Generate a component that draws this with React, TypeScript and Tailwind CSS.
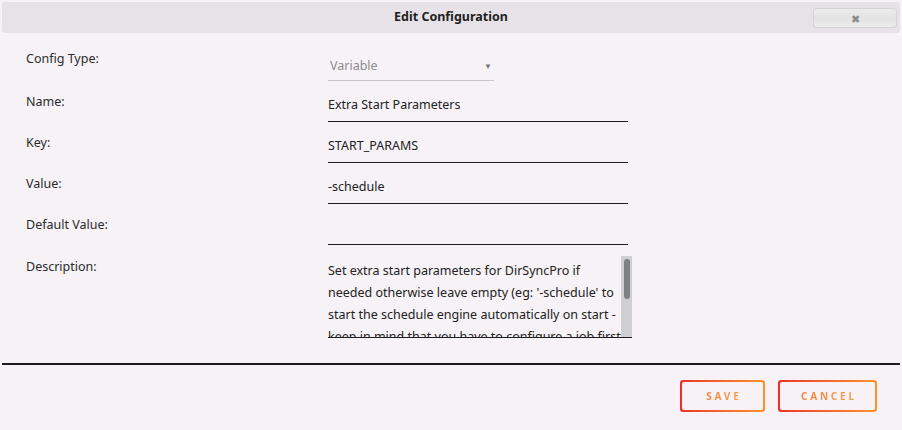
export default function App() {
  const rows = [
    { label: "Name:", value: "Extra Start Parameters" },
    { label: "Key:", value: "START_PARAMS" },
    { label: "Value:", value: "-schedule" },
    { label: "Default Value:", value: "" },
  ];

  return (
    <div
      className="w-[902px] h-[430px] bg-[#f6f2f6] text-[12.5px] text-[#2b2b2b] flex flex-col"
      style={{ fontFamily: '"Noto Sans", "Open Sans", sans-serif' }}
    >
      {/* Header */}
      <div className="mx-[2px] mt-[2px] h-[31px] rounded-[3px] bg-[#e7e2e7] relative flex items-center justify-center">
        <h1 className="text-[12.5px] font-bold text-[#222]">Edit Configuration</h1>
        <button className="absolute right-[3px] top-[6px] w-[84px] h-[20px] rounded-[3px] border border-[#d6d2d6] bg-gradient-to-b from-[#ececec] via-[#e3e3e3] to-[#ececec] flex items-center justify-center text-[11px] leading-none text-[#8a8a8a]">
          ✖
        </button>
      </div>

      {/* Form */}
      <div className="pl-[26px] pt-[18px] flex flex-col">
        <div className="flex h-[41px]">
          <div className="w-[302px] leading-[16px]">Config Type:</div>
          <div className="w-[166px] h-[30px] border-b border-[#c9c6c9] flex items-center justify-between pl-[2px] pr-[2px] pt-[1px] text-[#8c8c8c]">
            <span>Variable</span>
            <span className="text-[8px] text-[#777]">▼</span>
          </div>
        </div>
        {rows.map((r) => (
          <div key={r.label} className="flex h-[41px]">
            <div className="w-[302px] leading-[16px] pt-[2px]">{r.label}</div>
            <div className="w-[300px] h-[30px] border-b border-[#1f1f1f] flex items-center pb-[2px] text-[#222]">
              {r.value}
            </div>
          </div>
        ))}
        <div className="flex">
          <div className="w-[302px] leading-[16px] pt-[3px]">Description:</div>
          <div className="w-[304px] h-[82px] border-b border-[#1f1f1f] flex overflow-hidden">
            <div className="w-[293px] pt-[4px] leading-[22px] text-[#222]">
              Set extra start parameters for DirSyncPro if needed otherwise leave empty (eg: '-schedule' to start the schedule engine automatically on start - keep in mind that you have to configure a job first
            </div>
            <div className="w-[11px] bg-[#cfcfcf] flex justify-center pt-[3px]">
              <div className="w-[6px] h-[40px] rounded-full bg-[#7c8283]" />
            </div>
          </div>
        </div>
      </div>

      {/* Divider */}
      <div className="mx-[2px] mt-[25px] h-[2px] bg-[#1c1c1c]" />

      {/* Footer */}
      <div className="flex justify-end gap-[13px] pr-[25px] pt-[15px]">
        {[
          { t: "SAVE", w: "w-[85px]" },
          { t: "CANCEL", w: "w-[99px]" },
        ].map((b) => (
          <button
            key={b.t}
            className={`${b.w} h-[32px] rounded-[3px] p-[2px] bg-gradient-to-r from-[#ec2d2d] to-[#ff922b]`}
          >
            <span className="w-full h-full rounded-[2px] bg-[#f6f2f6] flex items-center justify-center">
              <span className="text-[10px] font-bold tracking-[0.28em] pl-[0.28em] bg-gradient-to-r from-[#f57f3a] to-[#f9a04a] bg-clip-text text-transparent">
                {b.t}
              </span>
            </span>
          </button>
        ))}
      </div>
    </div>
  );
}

----

__What is expected__. Every line of the data above should be quoted exactly. Omit the pictures.

__Exercise response__.
Generate a component that draws this with React, TypeScript and Tailwind CSS.
export default function App() {
  const rows = [
    { label: "Name:", value: "Extra Start Parameters" },
    { label: "Key:", value: "START_PARAMS" },
    { label: "Value:", value: "-schedule" },
    { label: "Default Value:", value: "" },
  ];

  return (
    <div
      className="w-[902px] h-[430px] bg-[#f6f2f6] text-[12.5px] text-[#2b2b2b] flex flex-col"
      style={{ fontFamily: '"Noto Sans", "Open Sans", sans-serif' }}
    >
      {/* Header */}
      <div className="mx-[2px] mt-[2px] h-[31px] rounded-[3px] bg-[#e7e2e7] relative flex items-center justify-center">
        <h1 className="text-[12.5px] font-bold text-[#222]">Edit Configuration</h1>
        <button className="absolute right-[3px] top-[6px] w-[84px] h-[20px] rounded-[3px] border border-[#d6d2d6] bg-gradient-to-b from-[#ececec] via-[#e3e3e3] to-[#ececec] flex items-center justify-center text-[11px] leading-none text-[#8a8a8a]">
          ✖
        </button>
      </div>

      {/* Form */}
      <div className="pl-[26px] pt-[18px] flex flex-col">
        <div className="flex h-[41px]">
          <div className="w-[302px] leading-[16px]">Config Type:</div>
          <div className="w-[166px] h-[30px] border-b border-[#c9c6c9] flex items-center justify-between pl-[2px] pr-[2px] pt-[1px] text-[#8c8c8c]">
            <span>Variable</span>
            <span className="text-[8px] text-[#777]">▼</span>
          </div>
        </div>
        {rows.map((r) => (
          <div key={r.label} className="flex h-[41px]">
            <div className="w-[302px] leading-[16px] pt-[2px]">{r.label}</div>
            <div className="w-[300px] h-[30px] border-b border-[#1f1f1f] flex items-center pb-[2px] text-[#222]">
              {r.value}
            </div>
          </div>
        ))}
        <div className="flex">
          <div className="w-[302px] leading-[16px] pt-[3px]">Description:</div>
          <div className="w-[304px] h-[82px] border-b border-[#1f1f1f] flex overflow-hidden">
            <div className="w-[293px] pt-[4px] leading-[22px] text-[#222]">
              Set extra start parameters for DirSyncPro if needed otherwise leave empty (eg: '-schedule' to start the schedule engine automatically on start - keep in mind that you have to configure a job first
            </div>
            <div className="w-[11px] bg-[#cfcfcf] flex justify-center pt-[3px]">
              <div className="w-[6px] h-[40px] rounded-full bg-[#7c8283]" />
            </div>
          </div>
        </div>
      </div>

      {/* Divider */}
      <div className="mx-[2px] mt-[25px] h-[2px] bg-[#1c1c1c]" />

      {/* Footer */}
      <div className="flex justify-end gap-[13px] pr-[25px] pt-[15px]">
        {[
          { t: "SAVE", w: "w-[85px]" },
          { t: "CANCEL", w: "w-[99px]" },
        ].map((b) => (
          <button
            key={b.t}
            className={`${b.w} h-[32px] rounded-[3px] p-[2px] bg-gradient-to-r from-[#ec2d2d] to-[#ff922b]`}
          >
            <span className="w-full h-full rounded-[2px] bg-[#f6f2f6] flex items-center justify-center">
              <span className="text-[10px] font-bold tracking-[0.28em] pl-[0.28em] bg-gradient-to-r from-[#f57f3a] to-[#f9a04a] bg-clip-text text-transparent">
                {b.t}
              </span>
            </span>
          </button>
        ))}
      </div>
    </div>
  );
}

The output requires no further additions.